The Music-Making Didn’t Stop With a Record
Peters said he admires U2 for always continuing to fine-tune their songs while on tour. “When U2 made a record, it didn’t stop there,” he said. “The creativity of it carried into the tour, because they weren’t traditional musicians. They kept adding to it on the road. It was this endless flow of creativity.”
Lifelong Friends
Even after U2 and The Alarm went their separate professional ways, they never truly parted, Peters said.
“When they make friends, that’s it — you’re friends for life. U2 are always on the lookout for you, and never forget.

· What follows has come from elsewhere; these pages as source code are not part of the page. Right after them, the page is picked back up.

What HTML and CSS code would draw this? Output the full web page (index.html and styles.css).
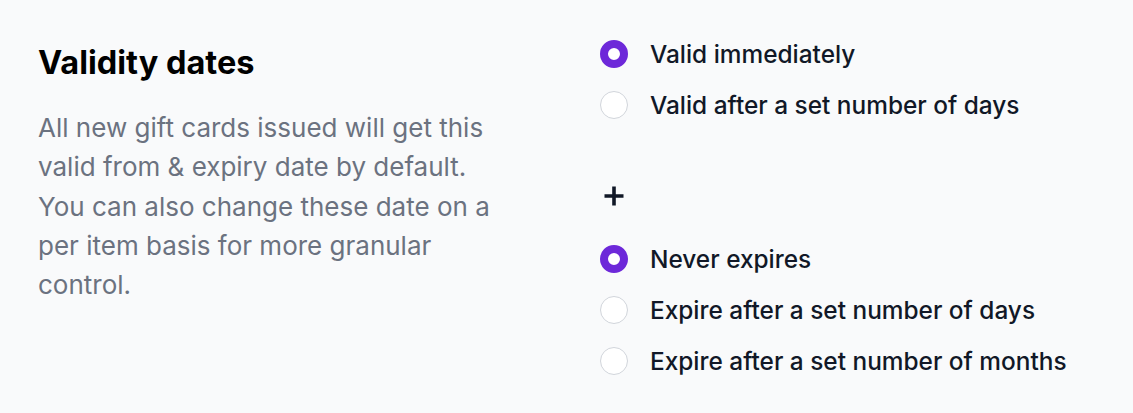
FILE: index.html
```html
<!DOCTYPE html>
<html lang="en">
<head>
<meta charset="utf-8">
<title>Validity dates</title>
<link rel="stylesheet" href="styles.css">
</head>
<body>
<main class="section">
  <div class="intro">
    <h2 class="title">Validity dates</h2>
    <p class="desc">All new gift cards issued will get this valid from &amp; expiry date by default. You can also change these date on a per item basis for more granular control.</p>
  </div>
  <div class="options">
    <div class="group">
      <label class="option"><input type="radio" name="valid" class="radio" checked><span>Valid immediately</span></label>
      <label class="option"><input type="radio" name="valid" class="radio"><span>Valid after a set number of days</span></label>
    </div>
    <div class="plus">
      <svg width="22" height="22" viewBox="0 0 22 22"><path d="M11 1.5v19M1.5 11h19" stroke="#111827" stroke-width="3.6" fill="none"/></svg>
    </div>
    <div class="group">
      <label class="option"><input type="radio" name="expiry" class="radio" checked><span>Never expires</span></label>
      <label class="option"><input type="radio" name="expiry" class="radio"><span>Expire after a set number of days</span></label>
      <label class="option"><input type="radio" name="expiry" class="radio"><span>Expire after a set number of months</span></label>
    </div>
  </div>
</main>
</body>
</html>
```
FILE: styles.css
```css
* { box-sizing: border-box; }
html, body { margin: 0; padding: 0; background: #f9fafb; }
body { font-family: Inter, "Noto Sans", sans-serif; color: #111827; }
.section {
  display: grid;
  grid-template-columns: 562px 1fr;
  padding: 28px 0 0 38px;
  height: 413px;
}
.intro { padding-top: 15px; }
.title {
  margin: 0;
  font-size: 32.5px;
  line-height: 40px;
  font-weight: 700;
  color: #000;
  letter-spacing: 0;
}
.desc {
  margin: 25px 0 0;
  max-width: 470px;
  font-size: 26px;
  line-height: 39.25px;
  color: #6b7280;
}
.options { display: flex; flex-direction: column; }
.group { display: flex; flex-direction: column; }
.option {
  display: flex;
  align-items: center;
  gap: 22px;
  height: 51px;
  font-size: 24.4px;
  font-weight: 500;
  color: #111827;
  cursor: pointer;
}
.radio {
  appearance: none;
  -webkit-appearance: none;
  margin: 0;
  width: 28px;
  height: 28px;
  border-radius: 50%;
  border: 1px solid #d1d5db;
  background: #fff;
  flex: none;
}
.radio:checked {
  border: 8px solid #6d28d9;
  background: #fff;
}
.plus {
  display: flex;
  align-items: center;
  height: 22px;
  margin: 55px 0 26px 3px;
}
```
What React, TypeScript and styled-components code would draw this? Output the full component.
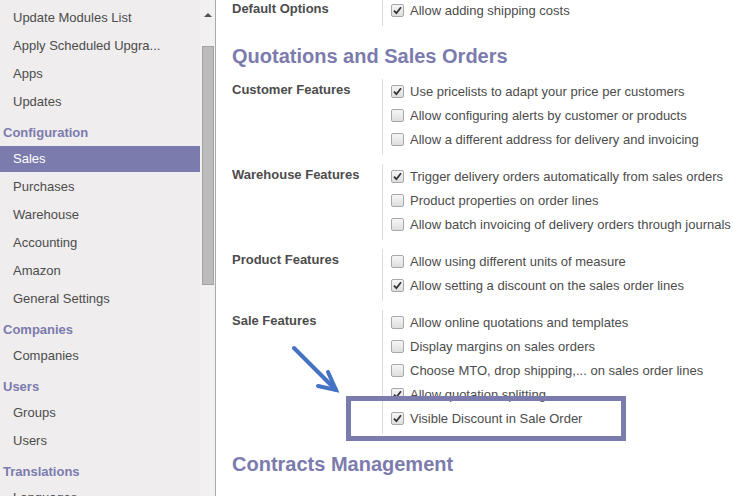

They still have time for everybody, say hello, make sure you get tickets to their shows.
“Whenever I went to Ireland, I was invited to stay in Bono’s house, and he drove me around Dublin in a wacky old car no one would expect Bono to be in, wearing a baseball cap.”
After he was diagnosed with cancer, Peters said, “I got messages from Bono, asking if there was anything he could do, even when they were on tour or in the studio.”
Bono paid tribute to Mike and Jules Peters in a BBC documentary about the couple’s cancer struggles, “Mike and Jules: While We Still Have Time,” that aired in 2017.
In 2014, all the members of U2 appeared in a pre-taped video for a BBC Radio Wales special that celebrated the 30th anniversary of The Alarm’s album Declaration. In the video, U2 sings “Happy Birthday,” then sings The Alarm’s “Blaze of Glory.”
Peters said if Bono “walked in the door in Wales where I’m living, we’d go have a pint. He’s still obsessed about music, and that’s what we would talk about all night long.”